The performance growth we got during extreme overclocking is quite perceptible: 30-35%. According to the preliminary info, it's exactly the growth necessary for ATI RADEON 9700 PRO to "kill" NVIDIA GeForceFX :).
The numbers for the last test round are here:
So, in spite of all our apprehensions, the extreme overclocking of ATI RADEON 9700 PRO is a rewarding thing.
With proper cooling and increased chip and memory voltages, we managed to raise the graphics core and memory clock-rates by 38.5% and 29%, respectively. The maximum frequencies the graphics card would work at were 450MHz for the core and 800MHz (400MHz DDR) for the memory. That's definitely a record-breaking performance! :)
Judging by the results obtained in Unreal Tournament, the performance growth we got during overclocking reached 30-35%. In other words, it appeared proportional to the increase of the chip and memory frequencies.

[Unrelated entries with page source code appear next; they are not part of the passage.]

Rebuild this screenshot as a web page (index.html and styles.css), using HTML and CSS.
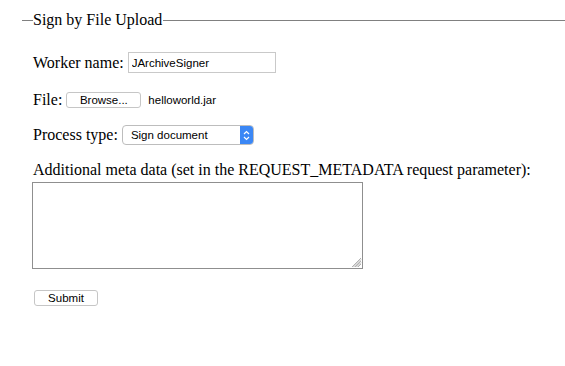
FILE: index.html
```html
<!DOCTYPE html>
<html lang="en">
<head>
    <meta charset="UTF-8">
    <meta name="viewport" content="width=device-width, initial-scale=1.0">
    <title>Sign by File Upload</title>
    <link rel="stylesheet" href="styles.css">
</head>
<body>

    <form class="upload-form" onsubmit="return false;">
        <fieldset class="box">
            <legend class="box-title">Sign by File Upload</legend>

            <!-- Worker -->
            <div class="row row-worker">
                <label for="workerName">Worker name:</label>
                <input class="text-field" type="text" id="workerName" value="JArchiveSigner">
            </div>

            <!-- File -->
            <div class="row row-file">
                <span>File:</span>
                <button class="small-button browse" type="button">Browse...</button>
                <span class="file-name">helloworld.jar</span>
            </div>

            <!-- Process type -->
            <div class="row row-process">
                <span>Process type:</span>
                <div class="select-box">
                    <span class="select-text">Sign document</span>
                    <span class="select-arrows">
                        <svg width="7" height="11" viewBox="0 0 7 11">
                            <path d="M1 4 L3.5 1.5 L6 4" fill="none" stroke="white" stroke-width="1.2"/>
                            <path d="M1 7 L3.5 9.5 L6 7" fill="none" stroke="white" stroke-width="1.2"/>
                        </svg>
                    </span>
                </div>
            </div>

            <!-- Meta data -->
            <div class="meta-label">Additional meta data (set in the REQUEST_METADATA request parameter):</div>
            <div class="meta-wrap">
                <textarea class="meta-area"></textarea>
                <svg class="grip" width="12" height="12" viewBox="0 0 12 12">
                    <path d="M11 2 L2 11 M11 5 L5 11 M11 8 L8 11 M11 3.5 L3.5 11 M11 6.5 L6.5 11" stroke="#a0a0a0" stroke-width="0.8"/>
                </svg>
            </div>

            <div class="submit-row">
                <button class="small-button submit" type="submit">Submit</button>
            </div>
        </fieldset>
    </form>

</body>
</html>
```

FILE: styles.css
```css
body {
    margin: 0;
    font-family: "Liberation Serif", "Times New Roman", serif;
    font-size: 16px;
    color: black;
    background-color: white;
}
.box {
    margin: 11px 0 0 22px;
    padding: 0 11px;
    border: none;
    border-top: 1px solid #808080;
    min-width: 0;
}
.box-title {
    padding: 0 1px 0 0;
    font-size: 16px;
    line-height: 18px;
}
.row {
    display: flex;
    align-items: center;
    gap: 4px;
    white-space: nowrap;
}
.row-worker {
    margin-top: 23px;
    height: 21px;
}
.row-file {
    margin-top: 19px;
    height: 16px;
}
.row-process {
    margin-top: 17px;
    height: 20px;
}
.text-field {
    width: 148px;
    height: 21px;
    box-sizing: border-box;
    border: 1px solid #c9c9c9;
    padding: 0 3px;
    margin: 0;
    font-family: "Liberation Sans", Arial, sans-serif;
    font-size: 11.5px;
    color: black;
    outline: none;
}
.small-button {
    height: 16px;
    box-sizing: border-box;
    border: 1px solid #c6c6c6;
    border-radius: 3px;
    background-color: white;
    font-family: "Liberation Sans", Arial, sans-serif;
    font-size: 11.5px;
    color: black;
    padding: 0;
    line-height: 14px;
    cursor: pointer;
}
.browse {
    width: 75px;
}
.file-name {
    margin-left: 3px;
    font-family: "Liberation Sans", Arial, sans-serif;
    font-size: 11.5px;
}
.select-box {
    display: flex;
    width: 132px;
    height: 20px;
    box-sizing: border-box;
    border: 1px solid #bdbdbd;
    border-radius: 4px;
    overflow: hidden;
    background-color: white;
}
.select-text {
    flex: 1;
    padding-left: 8px;
    font-family: "Liberation Sans", Arial, sans-serif;
    font-size: 11.5px;
    line-height: 18px;
}
.select-arrows {
    width: 13px;
    display: flex;
    align-items: center;
    justify-content: center;
    background-color: #3b87f5;
}
.meta-label {
    margin-top: 16px;
    line-height: 18px;
}
.meta-wrap {
    position: relative;
    width: 331px;
    margin: 3px 0 0 -1px;
}
.meta-area {
    display: block;
    width: 331px;
    height: 87px;
    box-sizing: border-box;
    border: 1px solid #8f8f8f;
    padding: 2px;
    resize: none;
    font-family: "Liberation Mono", monospace;
    font-size: 13px;
}
.grip {
    position: absolute;
    right: 1px;
    bottom: 1px;
}
.submit-row {
    margin-top: 19px;
}
.submit {
    width: 64px;
    margin-left: 1px;
}
```
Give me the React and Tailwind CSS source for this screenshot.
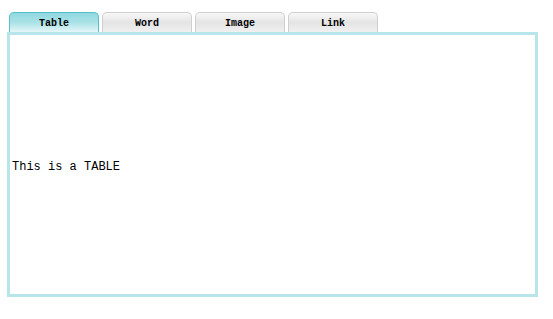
import React, { useState } from "react";

const tabs = ["Table", "Word", "Image", "Link"];

export default function App() {
  const [active, setActive] = useState("Table");

  return (
    <div className="w-[553px] h-[319px] bg-white pt-[12px] pl-[7px]">
      {/* Tabs */}
      <div className="flex gap-[3px] pl-[2px] h-[20px]">
        {tabs.map((t) => (
          <button
            key={t}
            onClick={() => setActive(t)}
            className={`w-[90px] h-[20px] rounded-t-[5px] border border-b-0 text-[10px] font-bold text-black pt-[1px] ${
              active === t
                ? "border-[#5bbfca] bg-gradient-to-b from-[#8fd8df] via-[#a9e2e7] to-[#e4f6f7]"
                : "border-[#cfcfcf] bg-gradient-to-b from-[#f8f8f8] via-[#e4e4e4] to-[#f0f0f0]"
            }`}
            style={{ fontFamily: '"Liberation Mono", "DejaVu Sans Mono", monospace' }}
          >
            {t}
          </button>
        ))}
      </div>

      {/* Panel */}
      <div className="w-[531px] h-[265px] border-[3px] border-[#b7e5ea] flex items-center">
        <span
          className="text-[12px] text-black pl-[2px] pt-[4px]"
          style={{ fontFamily: '"Liberation Mono", "DejaVu Sans Mono", monospace' }}
        >
          This is a {active.toUpperCase()}
        </span>
      </div>
    </div>
  );
}
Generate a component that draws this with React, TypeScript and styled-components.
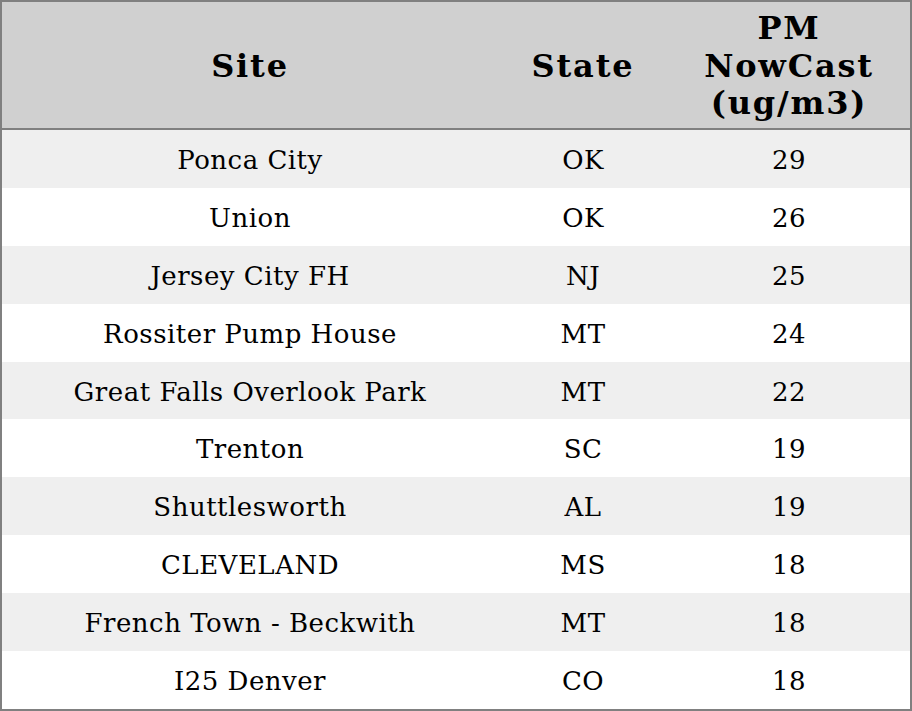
import styled, { createGlobalStyle } from 'styled-components'

interface SiteReading {
  site: string
  state: string
  nowcast: number
}

const readings: SiteReading[] = [
  { site: 'Ponca City', state: 'OK', nowcast: 29 },
  { site: 'Union', state: 'OK', nowcast: 26 },
  { site: 'Jersey City FH', state: 'NJ', nowcast: 25 },
  { site: 'Rossiter Pump House', state: 'MT', nowcast: 24 },
  { site: 'Great Falls Overlook Park', state: 'MT', nowcast: 22 },
  { site: 'Trenton', state: 'SC', nowcast: 19 },
  { site: 'Shuttlesworth', state: 'AL', nowcast: 19 },
  { site: 'CLEVELAND', state: 'MS', nowcast: 18 },
  { site: 'French Town - Beckwith', state: 'MT', nowcast: 18 },
  { site: 'I25 Denver', state: 'CO', nowcast: 18 },
]

const GlobalStyle = createGlobalStyle`
  html,
  body {
    margin: 0;
    padding: 0;
    background: #ffffff;
  }

  body {
    font-family: 'DejaVu Serif', 'Liberation Serif', serif;
    color: #000000;
  }
`

export default function App() {
  return (
    <>
      <GlobalStyle />
      <Table>
        <colgroup>
          <col style={{ width: 496 }} />
          <col style={{ width: 170 }} />
          <col />
        </colgroup>
        <thead>
          <tr>
            <HeadCell>Site</HeadCell>
            <HeadCell>State</HeadCell>
            <HeadCell>
              PM
              <br />
              NowCast
              <br />
              (ug/m3)
            </HeadCell>
          </tr>
        </thead>
        <tbody>
          {readings.map((r, i) => (
            <Row key={r.site} $striped={i % 2 === 0}>
              <Cell>{r.site}</Cell>
              <Cell>{r.state}</Cell>
              <Cell>{r.nowcast}</Cell>
            </Row>
          ))}
        </tbody>
      </Table>
    </>
  )
}

const Table = styled.table`
  width: 912px;
  height: 711px;
  border-collapse: separate;
  border-spacing: 0;
  border: 2.5px solid #808080;
  box-sizing: border-box;
  table-layout: fixed;
`

const HeadCell = styled.th`
  height: 128px;
  padding: 3px 6px 0;
  background-color: #d0d0d0;
  border-bottom: 2.5px solid #808080;
  font-size: 32px;
  line-height: 37.5px;
  letter-spacing: 1.8px;
  font-weight: 700;
  text-align: center;
  vertical-align: middle;
  box-sizing: border-box;
`

const Row = styled.tr<{ $striped: boolean }>`
  background-color: ${({ $striped }) => ($striped ? '#efefef' : '#ffffff')};
`

const Cell = styled.td`
  height: 57.5px;
  padding: 2px 6px 0;
  font-size: 26px;
  line-height: 30px;
  letter-spacing: 0.5px;
  text-align: center;
  vertical-align: middle;
  box-sizing: border-box;
`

We also learned that the issue of poor "balance" of ATI RADEON 9700 PRO holds true. With 256bit DDR SDRAM memory bus, this graphics chip has "only" eight texture modules and it is the texturing speed that may become the bottleneck in certain situations. But, as the benchmarks show, ATI RADEON 9700 PRO gets definitely "out of balance" only when anisotropic filtering is enabled. In all other cases, the workload is shared evenly between the chip and the memory bus.
So, we are ready to meet NV30. Are you? :)
- This research is just a kind of experiment and shouldn't be regarded as an appeal to taking up extreme overclocking and graphics cards resoldering.
- These modifications shorten your card's service life.
- Any sort of mechanical modifications deprives the users of the warranty.
- Should the graphics card or other components be wrecked, the users bear the complete responsibility for their actions.